Capita – ma è soltanto un esempio tra i tanti, i troppi che la cronaca racconta – che nel settembre 2012 mentre nel mondo reale si fanno i conti con le conseguenze della crisi, a Palazzo si devono invece fare i conti ancora una volta con alcune opacità relative al finanziamento pubblico della politica. Tra i tanti, tantissimi casi, uno riguarda la Regione Lazio. Il Pdl, che è al governo, viene scosso da uno scandalo che si guadagna le aperture dei giornali nazionali anche a causa di certi personaggi a dir poco grotteschi. Emerge una faida che spacca il partito, anzi lo frantuma. In poche ore la linea di faglia risale sino al vertice nazionale, e la situazione diventa talmente preoccupante che il gruppo dirigente del Pdl corre a riunirsi a Palazzo Grazioli con Silvio Berlusconi. Il Paese è attonito, rabbioso. Interviene il Capo dello Stato; intervengono i vescovi italiani, addirittura il Papa. Tutti gridano allo scandalo, parlano di vergogna, chiedono moralità. Alla fine, il presidente di centrodestra della Regione è costretto a dimettersi. Tra le tante voci che si sono levate per gridare la propria indignazione, però, una manca all’appello; incredibilmente è quella del Pd.

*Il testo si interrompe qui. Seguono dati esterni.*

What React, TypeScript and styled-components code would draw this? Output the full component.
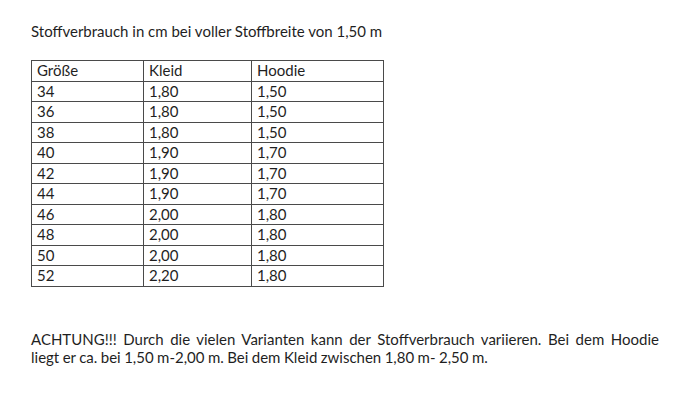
import React from 'react';
import styled, { createGlobalStyle } from 'styled-components';

const GlobalStyle = createGlobalStyle`
    html, body {
        margin: 0;
        padding: 0;
        background: #ffffff;
    }
`;

const Page = styled.div`
    width: 680px;
    height: 409px;
    box-sizing: border-box;
    padding: 22px 0 0 31px;
    font-family: Lato, "Noto Sans", sans-serif;
    font-size: 15px;
    line-height: 19px;
    color: #1f1f1f;
`;

const Title = styled.div`
    margin: 0 0 19px 0;
`;

const Table = styled.table`
    border-collapse: collapse;
    width: 352px;
    table-layout: fixed;
`;

const Col = styled.col<{ $width: number }>`
    width: ${p => p.$width}px;
`;

const Cell = styled.td`
    border: 1px solid #4a4a4a;
    padding: 0 0 0 5px;
    height: 19.5px;
    line-height: 19px;
    text-align: left;
    vertical-align: middle;
`;

const Note = styled.div`
    margin: 43px 0 0 0;
    white-space: nowrap;
    line-height: 18.5px;
`;

const NoteLine = styled.div<{ $wordSpacing: number }>`
    word-spacing: ${p => p.$wordSpacing}px;
`;

const rows = [
    ['34', '1,80', '1,50'],
    ['36', '1,80', '1,50'],
    ['38', '1,80', '1,50'],
    ['40', '1,90', '1,70'],
    ['42', '1,90', '1,70'],
    ['44', '1,90', '1,70'],
    ['46', '2,00', '1,80'],
    ['48', '2,00', '1,80'],
    ['50', '2,00', '1,80'],
    ['52', '2,20', '1,80'],
];

const App = () => {
    return (
        <>
            <GlobalStyle />
            <Page>
                <Title>Stoffverbrauch in cm bei voller Stoffbreite von 1,50 m</Title>
                <Table>
                    <colgroup>
                        <Col $width={112} />
                        <Col $width={108} />
                        <Col $width={132} />
                    </colgroup>
                    <tbody>
                        <tr>
                            <Cell>Größe</Cell>
                            <Cell>Kleid</Cell>
                            <Cell>Hoodie</Cell>
                        </tr>
                        {rows.map(r => (
                            <tr key={r[0]}>
                                <Cell>{r[0]}</Cell>
                                <Cell>{r[1]}</Cell>
                                <Cell>{r[2]}</Cell>
                            </tr>
                        ))}
                    </tbody>
                </Table>
                <Note>
                    <NoteLine $wordSpacing={2.7}>
                        ACHTUNG!!! Durch die vielen Varianten kann der Stoffverbrauch variieren. Bei dem Hoodie
                    </NoteLine>
                    <NoteLine $wordSpacing={-0.4}>
                        liegt er ca. bei 1,50 m-2,00 m. Bei dem Kleid zwischen 1,80 m- 2,50 m.
                    </NoteLine>
                </Note>
            </Page>
        </>
    );
};

export default App;
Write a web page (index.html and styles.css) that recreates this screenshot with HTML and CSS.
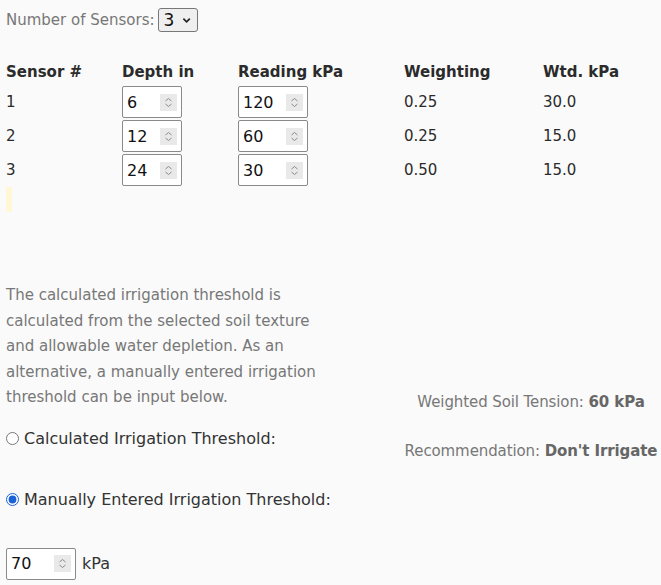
FILE: index.html
```html
<!DOCTYPE html>
<html>
<head>
  <meta charset="utf-8"/>
  <title>Soil Tension</title>
  <link rel="stylesheet" href="styles.css">
</head>
<body>
  <div class="count">
    <span class="count-label">Number of Sensors:</span>
    <div class="select">
      <span>3</span>
      <svg width="10" height="7" viewBox="0 0 10 7"><path d="M1.5 1.5 L5 5 L8.5 1.5" fill="none" stroke="#222" stroke-width="1.8"/></svg>
    </div>
  </div>

  <table class="sensors">
    <thead>
      <tr>
        <th class="c1">Sensor #</th>
        <th class="c2">Depth in</th>
        <th class="c3">Reading kPa</th>
        <th class="c4">Weighting</th>
        <th>Wtd. kPa</th>
      </tr>
    </thead>
    <tbody>
      <tr>
        <td>1</td>
        <td><div class="num"><input type="text" value="6"><span class="spin"><svg width="17" height="17" viewBox="0 0 17 17"><path d="M5.5 7 L8.5 4.5 L11.5 7 M5.5 10 L8.5 12.5 L11.5 10" fill="none" stroke="#8a8a8a" stroke-width="1"/></svg></span></div></td>
        <td><div class="num wide"><input type="text" value="120"><span class="spin"><svg width="17" height="17" viewBox="0 0 17 17"><path d="M5.5 7 L8.5 4.5 L11.5 7 M5.5 10 L8.5 12.5 L11.5 10" fill="none" stroke="#8a8a8a" stroke-width="1"/></svg></span></div></td>
        <td>0.25</td>
        <td>30.0</td>
      </tr>
      <tr>
        <td>2</td>
        <td><div class="num"><input type="text" value="12"><span class="spin"><svg width="17" height="17" viewBox="0 0 17 17"><path d="M5.5 7 L8.5 4.5 L11.5 7 M5.5 10 L8.5 12.5 L11.5 10" fill="none" stroke="#8a8a8a" stroke-width="1"/></svg></span></div></td>
        <td><div class="num wide"><input type="text" value="60"><span class="spin"><svg width="17" height="17" viewBox="0 0 17 17"><path d="M5.5 7 L8.5 4.5 L11.5 7 M5.5 10 L8.5 12.5 L11.5 10" fill="none" stroke="#8a8a8a" stroke-width="1"/></svg></span></div></td>
        <td>0.25</td>
        <td>15.0</td>
      </tr>
      <tr>
        <td>3</td>
        <td><div class="num"><input type="text" value="24"><span class="spin"><svg width="17" height="17" viewBox="0 0 17 17"><path d="M5.5 7 L8.5 4.5 L11.5 7 M5.5 10 L8.5 12.5 L11.5 10" fill="none" stroke="#8a8a8a" stroke-width="1"/></svg></span></div></td>
        <td><div class="num wide"><input type="text" value="30"><span class="spin"><svg width="17" height="17" viewBox="0 0 17 17"><path d="M5.5 7 L8.5 4.5 L11.5 7 M5.5 10 L8.5 12.5 L11.5 10" fill="none" stroke="#8a8a8a" stroke-width="1"/></svg></span></div></td>
        <td>0.50</td>
        <td>15.0</td>
      </tr>
    </tbody>
  </table>

  <div class="note"></div>

  <div class="threshold">
    <div class="left">
      <p class="info">The calculated irrigation threshold is calculated from the selected soil texture and allowable water depletion. As an alternative, a manually entered irrigation threshold can be input below.</p>
      <label class="radio calc"><input type="radio" name="mode">Calculated Irrigation Threshold:</label>
      <label class="radio manual"><input type="radio" name="mode" checked>Manually Entered Irrigation Threshold:</label>
      <div class="manual-input">
        <div class="num wide"><input type="text" value="70"><span class="spin"><svg width="17" height="17" viewBox="0 0 17 17"><path d="M5.5 7 L8.5 4.5 L11.5 7 M5.5 10 L8.5 12.5 L11.5 10" fill="none" stroke="#8a8a8a" stroke-width="1"/></svg></span></div>
        <span class="unit">kPa</span>
      </div>
    </div>
    <div class="right">
      <p class="result">Weighted Soil Tension: <b>60 kPa</b></p>
      <p class="result rec">Recommendation: <b>Don't Irrigate</b></p>
    </div>
  </div>
</body>
</html>
```

FILE: styles.css
```css
body {
  font-family: "DejaVu Sans", sans-serif;
  font-size: 15px;
  margin: 0;
  padding: 0 0 0 6px;
  background-color: #fafafa;
  color: #2b2b2b;
}

.count {
  display: flex;
  align-items: center;
  gap: 3px;
  padding-top: 8px;
}
.count-label {
  color: #777;
}
.select {
  display: flex;
  align-items: center;
  gap: 8px;
  box-sizing: border-box;
  width: 40px;
  height: 24px;
  padding: 0 5px;
  border: 1px solid #777;
  border-radius: 3px;
  background-color: #efefef;
  color: #111;
  font-size: 17px;
}

.sensors {
  border-collapse: collapse;
  margin-top: 27px;
}
.sensors th {
  text-align: left;
  font-weight: bold;
  padding: 0;
  height: 26px;
  vertical-align: middle;
}
.sensors td {
  padding: 1px 0;
  height: 32px;
  vertical-align: middle;
}
.c1, .c2 { width: 116px; }
.c3 { width: 166px; }
.c4 { width: 139px; }

.num {
  display: flex;
  align-items: center;
  box-sizing: border-box;
  width: 60px;
  height: 32px;
  border: 1px solid #8a8a8a;
  border-radius: 2px;
  background-color: #fff;
}
.num input {
  width: 30px;
  flex: 1;
  min-width: 0;
  border: none;
  outline: none;
  padding: 0 0 0 4px;
  background: none;
  font-family: inherit;
  font-size: 16px;
  color: #111;
}
.spin {
  display: flex;
  width: 17px;
  height: 17px;
  margin-right: 4px;
  background-color: #e9e9e9;
}
.num.wide {
  width: 70px;
}

.note {
  width: 6px;
  height: 25px;
  background-color: #fff7d6;
}

.threshold {
  display: flex;
  margin-top: 71px;
}
.left {
  flex: 0 0 312px;
}
.info {
  margin: 0;
  line-height: 25.6px;
  color: #777;
}
.radio {
  display: flex;
  align-items: center;
  line-height: 24px;
  font-size: 16px;
  color: #333;
  white-space: nowrap;
}
.radio input {
  width: 13px;
  height: 13px;
  margin: 0 5px 0 0;
  accent-color: #1a62d6;
}
.calc {
  margin-top: 16px;
}
.manual {
  margin-top: 37px;
}
.manual-input {
  display: flex;
  align-items: center;
  gap: 6px;
  margin-top: 36px;
}
.unit {
  font-size: 16px;
  color: #333;
}

.right {
  width: 260px;
  margin-left: auto;
  padding-top: 107px;
  text-align: center;
}
.result {
  margin: 0;
  line-height: 24px;
  color: #777;
  white-space: nowrap;
  letter-spacing: -0.1px;
}
.result b {
  color: #666;
}
.rec {
  margin-top: 25px;
}
```
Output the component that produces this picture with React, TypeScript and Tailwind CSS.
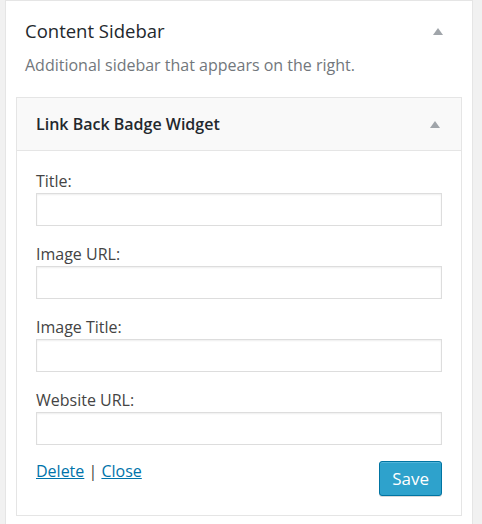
const fields = ['Title:', 'Image URL:', 'Image Title:', 'Website URL:'];

function Arrow() {
  return (
    <svg width="10" height="7" viewBox="0 0 10 7" className="fill-[#a0a5aa]">
      <path d="M5 0 L10 7 L0 7 Z" />
    </svg>
  );
}

export default function App() {
  return (
    <div className="w-[482px] h-[524px] overflow-hidden bg-[#f1f1f1] pl-[5px] pr-[9px] font-['Open_Sans',sans-serif]">
      <div className="h-full bg-white border border-[#e5e5e5] border-b-0 px-[10px]">
        {/* Sidebar heading */}
        <div className="flex items-center justify-between pl-[9px] pr-[19px] pt-[16px]">
          <h2 className="text-[18.5px] leading-[28px] font-medium text-[#23282d]">Content Sidebar</h2>
          <Arrow />
        </div>
        <p className="pl-[9px] mt-[9px] text-[16px] leading-[22px] text-[#72777c]">
          Additional sidebar that appears on the right.
        </p>

        {/* Widget */}
        <div className="mt-[21px] border border-[#e5e5e5] bg-white">
          <div className="flex items-center justify-between h-[53px] bg-[#f9f9f9] border-b border-[#e5e5e5] pl-[19px] pr-[21px]">
            <h3 className="text-[16px] font-semibold text-[#23282d]">Link Back Badge Widget</h3>
            <Arrow />
          </div>
          <div className="px-[19px] pt-[20px] pb-[19px]">
            {fields.map((f) => (
              <div key={f} className="mb-[18px]">
                <label className="block text-[16px] leading-[20px] text-[#444]">{f}</label>
                <input
                  type="text"
                  className="mt-[2px] block w-full h-[33px] border border-[#ddd] bg-white shadow-[inset_0_1px_2px_rgba(0,0,0,0.07)] outline-none"
                />
              </div>
            ))}
            <div className="flex items-start justify-between -mt-[2px]">
              <div className="text-[16px] leading-[20px] text-[#444]">
                <a href="#" className="text-[#0073aa] underline">Delete</a>
                {' | '}
                <a href="#" className="text-[#0073aa] underline">Close</a>
              </div>
              <button className="h-[35px] px-[12px] rounded-[3px] bg-[#2ea2cc] border border-[#0074a2] text-white text-[17px] shadow-[inset_0_1px_0_rgba(120,200,230,0.5),0_1px_0_rgba(0,0,0,0.15)]">
                Save
              </button>
            </div>
          </div>
        </div>
      </div>
    </div>
  );
}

Sì, perché il capogruppo regionale del partito – che nel Lazio è all’opposizione – invece di azzannare l’avversario si è dovuto trascinare di tv in tv per chiedere penosamente scusa: avremmo dovuto – dice – non prendere anche noi quei soldi. E così si scopre che nel pieno della crisi economica, la maggioranza di centrodestra deliberava misure lacrime e sangue a carico dei cittadini ma poi, senza dare alla cosa troppa pubblicità e d’accordo con l’opposizione, aumentava i fondi a disposizione dei gruppi regionali: un bel regalo per tutti i partiti, un regalo da molti milioni di euro. In silenzio, e senza dover giustificare nulla o quasi. L’unica differenza, alla fine, tra i partiti fu come quei soldi erano stati spesi. Una differenza non di poco conto, peraltro: è quella che passa tra la legalità e l’illegalità. E, però, il punto politico è nella scelta di spartirsi i milioni, in silenzio e nonostante tutto; scelta ancor più scellerata in quanto, allo scoppio dello scandalo, ha tagliato le gambe al Pd impedendogli di cavalcare le notizie.

Ma, soprattutto, il marchio di infamia per la sinistra e il Pd risiede nel venir meno di quella tensione ideale e morale alla quale si riferiva Berlinguer e, dunque, nel tradimento della sua battaglia, un tradimento che è evidente [non tanto in un generico “rubare”, che è cosa che eventualmente, e da che mondo e mondo come testimonia addirittura l’Antico Testamento, ha a che fare con l’essere umano, quanto piuttosto] nel sistematico sedersi, senza più distinguersi e neppure immaginarsi diversi, al tavolo al quale sono seduti coloro che hanno occupato lo Stato [tanto che, a proposito di quella famosa intervista concessa a Eugenio Scalfari, si dovrebbe più correttamente parlare di questione politica, e non di questione morale, giacché è soprattutto questo il problema che pone Berlinguer]. E ciò dimostra che, per conformismo e convenienza, il centrosinistra, e ora il Pd, invece di combattere per sconfiggere il sistema denunciato da Berlinguer se ne è fatto assorbire, se ne è fatto complice, tradendo, appunto, in questo modo lo stesso Berlinguer e assumendosi una gravissima responsabilità storica. Che è questa: «L’Italia – scrisse Pier Paolo Pasolini – sta marcendo in un benessere che è egoismo, stupidità, incultura, pettegolezzo, moralismo, coazione, conformismo: prestarsi in qualche modo a contribuire a questa marcescenza è, ora, il fascismo».

Il testo qui pubblicato è un breve estratto dal libro «Hanno ammazzato Montesquieu!», uscito in libreria per Castelvecchi nel 2013 e quindi addirittura in epoca pre-renziana! Con i necessari tagli e piccoli rimaneggiamenti, e sperando che non si si sia perso del tutto il senso del discorso, lo ripubblico qui oggi, anniversario della morte di Enrico Berlinguer.